• Collected data:
— Begin —

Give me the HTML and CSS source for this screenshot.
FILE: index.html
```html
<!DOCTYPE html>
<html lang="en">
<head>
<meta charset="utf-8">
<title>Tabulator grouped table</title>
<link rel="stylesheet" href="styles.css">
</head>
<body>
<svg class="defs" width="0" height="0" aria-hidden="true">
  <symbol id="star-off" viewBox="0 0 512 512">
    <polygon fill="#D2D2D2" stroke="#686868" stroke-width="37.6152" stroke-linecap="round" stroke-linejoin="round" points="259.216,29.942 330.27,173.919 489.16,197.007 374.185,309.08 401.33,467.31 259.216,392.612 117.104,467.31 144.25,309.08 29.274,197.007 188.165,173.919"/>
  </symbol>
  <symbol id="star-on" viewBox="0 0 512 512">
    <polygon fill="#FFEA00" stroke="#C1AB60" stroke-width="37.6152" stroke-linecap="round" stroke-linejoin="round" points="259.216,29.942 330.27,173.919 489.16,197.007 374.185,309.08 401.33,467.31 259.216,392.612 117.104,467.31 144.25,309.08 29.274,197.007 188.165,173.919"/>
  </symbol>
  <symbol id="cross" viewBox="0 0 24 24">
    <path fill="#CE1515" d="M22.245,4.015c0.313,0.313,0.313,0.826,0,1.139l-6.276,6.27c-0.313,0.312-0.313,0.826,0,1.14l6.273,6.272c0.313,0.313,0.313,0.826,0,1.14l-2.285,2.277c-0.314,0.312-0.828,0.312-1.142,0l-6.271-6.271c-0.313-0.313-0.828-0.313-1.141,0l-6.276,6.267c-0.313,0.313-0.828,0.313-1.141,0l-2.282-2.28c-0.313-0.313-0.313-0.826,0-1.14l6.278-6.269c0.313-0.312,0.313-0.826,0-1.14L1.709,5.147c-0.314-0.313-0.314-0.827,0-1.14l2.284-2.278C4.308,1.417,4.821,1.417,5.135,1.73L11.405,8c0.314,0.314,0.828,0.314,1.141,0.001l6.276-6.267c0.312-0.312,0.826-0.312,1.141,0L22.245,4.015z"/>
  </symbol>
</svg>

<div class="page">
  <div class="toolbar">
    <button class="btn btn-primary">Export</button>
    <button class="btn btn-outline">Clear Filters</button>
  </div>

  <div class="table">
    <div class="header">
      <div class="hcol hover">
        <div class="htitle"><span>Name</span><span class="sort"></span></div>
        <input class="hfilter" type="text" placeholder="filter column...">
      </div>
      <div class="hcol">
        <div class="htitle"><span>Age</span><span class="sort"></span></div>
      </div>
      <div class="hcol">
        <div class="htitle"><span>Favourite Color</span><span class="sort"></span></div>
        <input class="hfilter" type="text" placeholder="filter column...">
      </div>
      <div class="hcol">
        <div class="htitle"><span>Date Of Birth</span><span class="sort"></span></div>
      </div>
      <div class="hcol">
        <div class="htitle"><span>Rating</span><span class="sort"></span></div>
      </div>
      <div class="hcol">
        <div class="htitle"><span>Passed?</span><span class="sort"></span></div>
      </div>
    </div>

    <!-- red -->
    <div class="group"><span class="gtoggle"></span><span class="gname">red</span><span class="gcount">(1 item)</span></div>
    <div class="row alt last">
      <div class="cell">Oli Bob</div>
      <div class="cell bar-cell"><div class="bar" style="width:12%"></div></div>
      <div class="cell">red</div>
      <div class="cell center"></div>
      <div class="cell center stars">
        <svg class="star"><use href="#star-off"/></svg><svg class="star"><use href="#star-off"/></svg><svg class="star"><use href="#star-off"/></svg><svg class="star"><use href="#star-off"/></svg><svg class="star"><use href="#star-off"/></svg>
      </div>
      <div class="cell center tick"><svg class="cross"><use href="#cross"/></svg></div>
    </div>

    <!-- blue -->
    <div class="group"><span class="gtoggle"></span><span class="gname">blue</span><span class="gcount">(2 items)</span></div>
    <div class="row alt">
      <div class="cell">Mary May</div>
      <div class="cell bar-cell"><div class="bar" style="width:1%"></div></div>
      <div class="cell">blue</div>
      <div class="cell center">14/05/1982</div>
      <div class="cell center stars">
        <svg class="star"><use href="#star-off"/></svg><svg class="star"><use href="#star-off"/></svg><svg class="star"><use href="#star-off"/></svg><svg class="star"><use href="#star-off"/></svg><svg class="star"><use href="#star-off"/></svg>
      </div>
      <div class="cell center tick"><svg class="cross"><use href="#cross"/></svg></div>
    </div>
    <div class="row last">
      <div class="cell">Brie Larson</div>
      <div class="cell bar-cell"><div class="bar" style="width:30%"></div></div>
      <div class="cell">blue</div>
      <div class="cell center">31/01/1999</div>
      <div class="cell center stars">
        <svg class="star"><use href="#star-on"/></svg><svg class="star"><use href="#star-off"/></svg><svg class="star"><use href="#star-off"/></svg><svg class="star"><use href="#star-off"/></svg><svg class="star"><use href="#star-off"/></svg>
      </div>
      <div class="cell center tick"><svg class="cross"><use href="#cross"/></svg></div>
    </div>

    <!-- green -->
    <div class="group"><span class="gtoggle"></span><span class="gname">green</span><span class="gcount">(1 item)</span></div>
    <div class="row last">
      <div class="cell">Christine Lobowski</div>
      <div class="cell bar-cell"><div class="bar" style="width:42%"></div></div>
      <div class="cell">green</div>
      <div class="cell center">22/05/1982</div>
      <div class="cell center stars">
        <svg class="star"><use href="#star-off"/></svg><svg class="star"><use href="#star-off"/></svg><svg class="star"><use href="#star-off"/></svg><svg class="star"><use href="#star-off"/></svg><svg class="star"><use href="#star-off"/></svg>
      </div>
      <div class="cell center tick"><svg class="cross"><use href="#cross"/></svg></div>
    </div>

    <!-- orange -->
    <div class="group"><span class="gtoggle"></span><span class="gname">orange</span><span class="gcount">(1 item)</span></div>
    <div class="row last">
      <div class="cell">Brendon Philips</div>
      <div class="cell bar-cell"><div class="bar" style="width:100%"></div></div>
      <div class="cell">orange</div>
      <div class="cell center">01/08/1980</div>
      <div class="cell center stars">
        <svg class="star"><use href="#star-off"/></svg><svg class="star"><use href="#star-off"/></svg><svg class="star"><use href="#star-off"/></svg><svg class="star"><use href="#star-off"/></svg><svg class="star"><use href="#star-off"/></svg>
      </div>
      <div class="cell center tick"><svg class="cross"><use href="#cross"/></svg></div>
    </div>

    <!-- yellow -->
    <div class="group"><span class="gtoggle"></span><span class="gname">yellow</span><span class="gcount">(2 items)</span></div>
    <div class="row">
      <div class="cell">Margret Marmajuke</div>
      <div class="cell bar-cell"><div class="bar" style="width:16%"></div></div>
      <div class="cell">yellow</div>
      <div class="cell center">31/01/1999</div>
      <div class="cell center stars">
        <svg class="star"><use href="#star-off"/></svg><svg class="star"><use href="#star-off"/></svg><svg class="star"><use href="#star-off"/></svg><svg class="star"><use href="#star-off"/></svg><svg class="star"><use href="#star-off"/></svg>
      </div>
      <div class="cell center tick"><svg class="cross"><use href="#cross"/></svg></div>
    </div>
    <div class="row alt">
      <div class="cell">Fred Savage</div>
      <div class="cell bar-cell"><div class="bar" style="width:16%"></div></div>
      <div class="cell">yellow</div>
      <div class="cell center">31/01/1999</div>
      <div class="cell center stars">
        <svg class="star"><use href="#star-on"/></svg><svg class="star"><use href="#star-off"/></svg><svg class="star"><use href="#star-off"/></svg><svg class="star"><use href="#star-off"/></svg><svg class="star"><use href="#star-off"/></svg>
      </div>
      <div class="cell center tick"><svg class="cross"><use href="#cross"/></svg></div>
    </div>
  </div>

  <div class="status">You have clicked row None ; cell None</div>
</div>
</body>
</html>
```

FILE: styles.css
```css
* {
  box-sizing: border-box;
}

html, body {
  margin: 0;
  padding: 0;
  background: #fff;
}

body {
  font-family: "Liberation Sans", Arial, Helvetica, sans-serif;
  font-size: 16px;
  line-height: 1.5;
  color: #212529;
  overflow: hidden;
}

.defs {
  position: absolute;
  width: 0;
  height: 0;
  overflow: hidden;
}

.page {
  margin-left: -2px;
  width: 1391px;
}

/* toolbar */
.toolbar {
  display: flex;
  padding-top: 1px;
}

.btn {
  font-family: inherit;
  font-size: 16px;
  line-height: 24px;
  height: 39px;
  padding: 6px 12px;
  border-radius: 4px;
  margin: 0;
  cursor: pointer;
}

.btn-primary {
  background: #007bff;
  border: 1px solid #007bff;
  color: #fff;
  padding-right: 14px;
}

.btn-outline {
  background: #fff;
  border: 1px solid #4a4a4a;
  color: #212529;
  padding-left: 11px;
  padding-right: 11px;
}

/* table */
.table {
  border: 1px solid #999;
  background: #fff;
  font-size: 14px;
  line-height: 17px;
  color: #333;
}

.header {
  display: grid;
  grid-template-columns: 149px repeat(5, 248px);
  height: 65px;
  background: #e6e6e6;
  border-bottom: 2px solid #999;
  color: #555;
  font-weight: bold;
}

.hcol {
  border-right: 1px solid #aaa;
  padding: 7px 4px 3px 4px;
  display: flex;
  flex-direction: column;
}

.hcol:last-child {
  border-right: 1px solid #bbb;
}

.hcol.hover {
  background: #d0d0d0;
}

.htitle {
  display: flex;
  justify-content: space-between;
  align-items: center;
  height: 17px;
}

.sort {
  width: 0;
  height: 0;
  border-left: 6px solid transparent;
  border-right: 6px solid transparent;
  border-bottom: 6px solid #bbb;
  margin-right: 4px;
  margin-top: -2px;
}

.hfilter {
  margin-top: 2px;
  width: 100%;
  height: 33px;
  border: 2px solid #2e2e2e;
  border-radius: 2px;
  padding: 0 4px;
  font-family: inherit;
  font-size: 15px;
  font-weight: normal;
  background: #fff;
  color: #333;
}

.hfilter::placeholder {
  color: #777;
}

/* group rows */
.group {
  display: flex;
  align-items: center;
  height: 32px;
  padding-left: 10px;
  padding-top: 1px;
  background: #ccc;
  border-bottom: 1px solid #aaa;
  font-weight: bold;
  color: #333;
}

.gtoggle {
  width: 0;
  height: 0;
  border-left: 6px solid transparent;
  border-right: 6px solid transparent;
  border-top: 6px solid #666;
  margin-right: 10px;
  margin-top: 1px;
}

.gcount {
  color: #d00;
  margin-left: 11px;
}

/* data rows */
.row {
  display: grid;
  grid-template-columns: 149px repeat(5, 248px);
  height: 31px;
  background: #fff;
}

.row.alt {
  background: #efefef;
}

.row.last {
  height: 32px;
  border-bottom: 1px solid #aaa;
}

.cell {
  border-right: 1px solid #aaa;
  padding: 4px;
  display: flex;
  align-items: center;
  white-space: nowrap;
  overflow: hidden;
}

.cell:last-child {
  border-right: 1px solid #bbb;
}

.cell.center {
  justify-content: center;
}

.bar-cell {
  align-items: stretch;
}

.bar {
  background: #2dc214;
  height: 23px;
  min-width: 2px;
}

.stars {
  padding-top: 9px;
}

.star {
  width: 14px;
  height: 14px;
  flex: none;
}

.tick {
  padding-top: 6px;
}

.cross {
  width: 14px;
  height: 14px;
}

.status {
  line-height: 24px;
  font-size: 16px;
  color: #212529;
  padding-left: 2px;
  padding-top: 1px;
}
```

— End —
— Begin —

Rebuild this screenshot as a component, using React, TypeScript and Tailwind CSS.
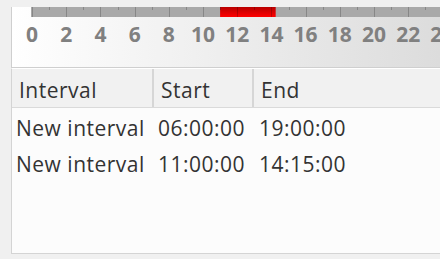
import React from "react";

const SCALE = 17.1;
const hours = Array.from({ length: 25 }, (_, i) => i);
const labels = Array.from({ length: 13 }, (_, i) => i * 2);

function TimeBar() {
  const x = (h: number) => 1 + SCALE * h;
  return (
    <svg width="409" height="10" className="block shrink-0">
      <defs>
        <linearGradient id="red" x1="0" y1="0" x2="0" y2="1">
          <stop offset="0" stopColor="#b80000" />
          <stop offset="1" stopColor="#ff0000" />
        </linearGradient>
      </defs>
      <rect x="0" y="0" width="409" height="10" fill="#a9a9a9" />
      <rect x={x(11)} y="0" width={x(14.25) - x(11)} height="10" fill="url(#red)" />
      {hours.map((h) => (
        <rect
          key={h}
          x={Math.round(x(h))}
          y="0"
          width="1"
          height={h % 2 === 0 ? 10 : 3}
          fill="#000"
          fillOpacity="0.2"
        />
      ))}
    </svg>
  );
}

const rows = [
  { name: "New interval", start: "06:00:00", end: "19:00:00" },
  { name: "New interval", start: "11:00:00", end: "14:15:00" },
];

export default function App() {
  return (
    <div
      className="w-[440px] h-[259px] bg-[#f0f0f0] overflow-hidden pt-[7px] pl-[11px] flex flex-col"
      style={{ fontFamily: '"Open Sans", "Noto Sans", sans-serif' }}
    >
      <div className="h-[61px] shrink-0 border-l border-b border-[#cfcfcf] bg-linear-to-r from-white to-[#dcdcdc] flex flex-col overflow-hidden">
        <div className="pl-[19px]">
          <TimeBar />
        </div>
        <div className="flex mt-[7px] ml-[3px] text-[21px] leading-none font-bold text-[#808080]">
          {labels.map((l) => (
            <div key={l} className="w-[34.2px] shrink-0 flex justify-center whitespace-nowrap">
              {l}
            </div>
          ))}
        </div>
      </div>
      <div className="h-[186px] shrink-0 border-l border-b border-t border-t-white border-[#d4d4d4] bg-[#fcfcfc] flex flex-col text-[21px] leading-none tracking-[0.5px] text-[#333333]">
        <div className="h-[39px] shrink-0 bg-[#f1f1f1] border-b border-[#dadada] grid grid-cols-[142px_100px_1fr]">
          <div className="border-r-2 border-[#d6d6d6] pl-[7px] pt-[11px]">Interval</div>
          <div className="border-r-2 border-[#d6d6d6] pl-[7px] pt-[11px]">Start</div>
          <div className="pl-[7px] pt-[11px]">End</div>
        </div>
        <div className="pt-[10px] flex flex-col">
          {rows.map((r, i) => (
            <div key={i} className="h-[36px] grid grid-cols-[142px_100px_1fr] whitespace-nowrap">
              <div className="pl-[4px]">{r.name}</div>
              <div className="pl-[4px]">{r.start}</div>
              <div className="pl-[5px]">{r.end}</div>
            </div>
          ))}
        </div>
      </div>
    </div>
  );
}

— End —

• Your task:
Search the data above for the word "screenshot", then gather each line in which it appears.

• Complete output:
Give me the HTML and CSS source for this screenshot.
Rebuild this screenshot as a component, using React, TypeScript and Tailwind CSS.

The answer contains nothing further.